We’ve been talking about money and its role and power in our lives. Nowhere is that more evident than in our pursuit of our vocations, when we are steered toward lucrative careers, with little thought given to their usefulness or the happiness they bring us and others. It’s the job of the elder to help guide those in our circle toward more noble choices, but to do it so deftly and gently they will think it is their idea, sneakiness being the better part of wisdom.
This past week, I was chatting with a grandmother who is distressed that her grandson, who recently graduated from high school, doesn’t know what he wants to do. I asked her to tell me about him. She said, “He’s very bright and kind-hearted. He’s interested in fitness and health. I think he’d be a great doctor.” I asked her if she had told him that. She said she hadn’t, that she didn’t want to poke her nose into his business.
Au contraire, it is the duty of grandparents to poke our noses into our grandchildren’s business. We just have to be sneaky about it; we have to softly nudge and not dogmatically insist. We do not want our children and grandchildren to think the best vocations for them are the ones that pay the best or have the most social prestige. Our culture bombards them with that message. They hear it every day. In this age of oligarchs, the most morally deficient and self-absorbed people are elevated as examples to the rest of us. Be like this! This is what success looks like! It is up to us older folks to teach them otherwise, to invite them to consider vocations whose importance is not determined by money, but by their value, worth, and usefulness to society.

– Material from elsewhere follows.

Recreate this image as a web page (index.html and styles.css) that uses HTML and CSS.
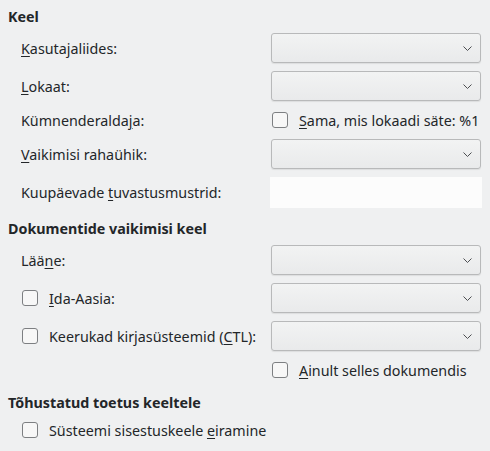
FILE: index.html
```html
<!DOCTYPE html>
<html>
<head>
<meta charset="utf-8">
<link rel="stylesheet" href="styles.css">
</head>
<body>
<div class="page">
  <section class="section">
    <div class="heading">Keel</div>
    <div class="rows">
      <div class="row">
        <span class="label"><u>K</u>asutajaliides:</span>
        <div class="combo"><svg class="chev" width="9" height="5" viewBox="0 0 9 5"><path d="M0.5 0.5 L4.5 4.5 L8.5 0.5" fill="none" stroke="#4d4f52" stroke-width="1"/></svg></div>
      </div>
      <div class="row">
        <span class="label"><u>L</u>okaat:</span>
        <div class="combo"><svg class="chev" width="9" height="5" viewBox="0 0 9 5"><path d="M0.5 0.5 L4.5 4.5 L8.5 0.5" fill="none" stroke="#4d4f52" stroke-width="1"/></svg></div>
      </div>
      <div class="row short">
        <span class="label">Kümnenderalda<u>j</u>a:</span>
        <label class="check"><span class="box"></span><span><u>S</u>ama, mis lokaadi säte: %1</span></label>
      </div>
      <div class="row">
        <span class="label"><u>V</u>aikimisi rahaühik:</span>
        <div class="combo"><svg class="chev" width="9" height="5" viewBox="0 0 9 5"><path d="M0.5 0.5 L4.5 4.5 L8.5 0.5" fill="none" stroke="#4d4f52" stroke-width="1"/></svg></div>
      </div>
      <div class="row">
        <span class="label">Kuupäevade <u>t</u>uvastusmustrid:</span>
        <div class="field"></div>
      </div>
    </div>
  </section>

  <section class="section">
    <div class="heading">Dokumentide vaikimisi keel</div>
    <div class="rows">
      <div class="row">
        <span class="label">Lää<u>n</u>e:</span>
        <div class="combo"><svg class="chev" width="9" height="5" viewBox="0 0 9 5"><path d="M0.5 0.5 L4.5 4.5 L8.5 0.5" fill="none" stroke="#4d4f52" stroke-width="1"/></svg></div>
      </div>
      <div class="row">
        <label class="check"><span class="box"></span><span><u>I</u>da-Aasia:</span></label>
        <div class="combo"><svg class="chev" width="9" height="5" viewBox="0 0 9 5"><path d="M0.5 0.5 L4.5 4.5 L8.5 0.5" fill="none" stroke="#4d4f52" stroke-width="1"/></svg></div>
      </div>
      <div class="row">
        <label class="check"><span class="box"></span><span>Keerukad kirjasüsteemid (<u>C</u>TL):</span></label>
        <div class="combo"><svg class="chev" width="9" height="5" viewBox="0 0 9 5"><path d="M0.5 0.5 L4.5 4.5 L8.5 0.5" fill="none" stroke="#4d4f52" stroke-width="1"/></svg></div>
      </div>
      <div class="row short">
        <span class="label"></span>
        <label class="check"><span class="box"></span><span><u>A</u>inult selles dokumendis</span></label>
      </div>
    </div>
  </section>

  <section class="section">
    <div class="heading">Tõhustatud toetus keeltele</div>
    <div class="rows">
      <div class="row short single">
        <label class="check"><span class="box"></span><span>Süsteemi sisestuskeele <u>e</u>iramine</span></label>
      </div>
    </div>
  </section>
</div>
</body>
</html>
```

FILE: styles.css
```css
html, body {
  margin: 0;
  padding: 0;
  background: #eff0f1;
}
body {
  font-family: "Noto Sans", "Open Sans", sans-serif;
  font-size: 14.3px;
  color: #232629;
  width: 490px;
  height: 451px;
  overflow: hidden;
}
.page {
  display: flex;
  flex-direction: column;
  gap: 12px;
  padding: 7px 0 0 8px;
}
.section {
  display: flex;
  flex-direction: column;
  gap: 6px;
}
.heading {
  font-weight: bold;
  line-height: 20px;
  height: 20px;
}
.rows {
  display: flex;
  flex-direction: column;
  gap: 8px;
  padding-left: 13px;
}
.row {
  display: grid;
  grid-template-columns: 250px 210px;
  align-items: center;
  height: 30px;
}
.row.short {
  height: 22px;
}
.row.single {
  grid-template-columns: 1fr;
}
.label {
  white-space: nowrap;
}
u {
  text-decoration-thickness: 1px;
  text-underline-offset: 2px;
}
.combo {
  height: 28px;
  border: 1px solid #b8b9ba;
  border-radius: 3px;
  background: linear-gradient(#f2f3f3, #e9eaeb);
  box-shadow: 0 1px 1px rgba(0, 0, 0, 0.08);
  display: flex;
  align-items: center;
  justify-content: flex-end;
  padding-right: 8px;
}
.chev {
  display: block;
}
.field {
  height: 31px;
  background: #fcfcfc;
  margin-left: -1px;
  margin-right: -1px;
}
.check {
  display: flex;
  align-items: center;
  gap: 11px;
  white-space: nowrap;
}
.box {
  width: 14px;
  height: 14px;
  border: 1px solid #7d7f82;
  border-radius: 3px;
  background: #f7f7f7;
  flex: none;
  margin-left: 1px;
}
```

I know this man who pounded it into his kids to be rich, so now his kids are in high-paying jobs, work long hours, and live in big houses that cost a fortune to maintain. They’re consumed with acquisition. They eat, sleep, and drink money. But other than those big houses, they have nothing to show for their lives. No pleasure from their work. No friends. No children. No community. No dedication to anything beyond their bottom line. Now the man wants grandchildren, and he’s starting to realize he’ll never have them, because he taught his kids that nothing was more important than money. What those kids needed was someone whispering in their ears, nudging them toward more meaningful lives. It is ironic that we can be rich and poor at the very same time. When we have only one way of measuring wealth, we risk ending up with lots of money but are flat broke in the things that matter.
Gallup released a new survey this week, studying data from 142 nations around the world, measuring thriving. You’ll be pleased to know that the number of people who say they are thriving has been rising steadily for over a decade. This is a worldwide trend, except for, brace yourselves, in the world’s wealthiest nations—the United States, Canada, Western Europe, Australia, and New Zealand. Those nations with the highest standards of living are seeing the greatest decrease in well-being. Why is this? Gallup has been studying this, too, and has discovered a correlation between well-being and what they call density of relationships. The more individualistic we are, the sadder we are. The more intertwined and connected we are, the happier we are. The more focused on personal wealth we are, the sadder we are. The more committed we are to societal well-being, the more we thrive and the happier we are. Fewer relationships with an emphasis on personal wealth over societal good equals misery. Prioritizing connection, compassion, and societal well-being over personal wealth creates happiness. We thrive when we connect and care.
The decline in America’s sense of well-being is a direct result of our national fixation on personal wealth. What we have been taught would make us happy, financial prosperity, is making us miserable. It causes us to forsake the values that lead to thriving and well-being—generosity, relationships, friendships, spirituality, awe, play, and beauty.
We end up with what we value most. And we’re valuing all the wrong things. It is our job, the elder’s job, to nudge our nation in the right direction, to teach those who follow us the true values in life. That’s what my grandmother was doing for me. And she did it so gracefully, I wasn’t even aware it was happening until this week. All along I thought it was God who called me to ministry, and it turned out to be my grandmother. Who’d have thought. Not with grand declarations, but with little notes. I’ve found this helpful. Perhaps you will too. I love you.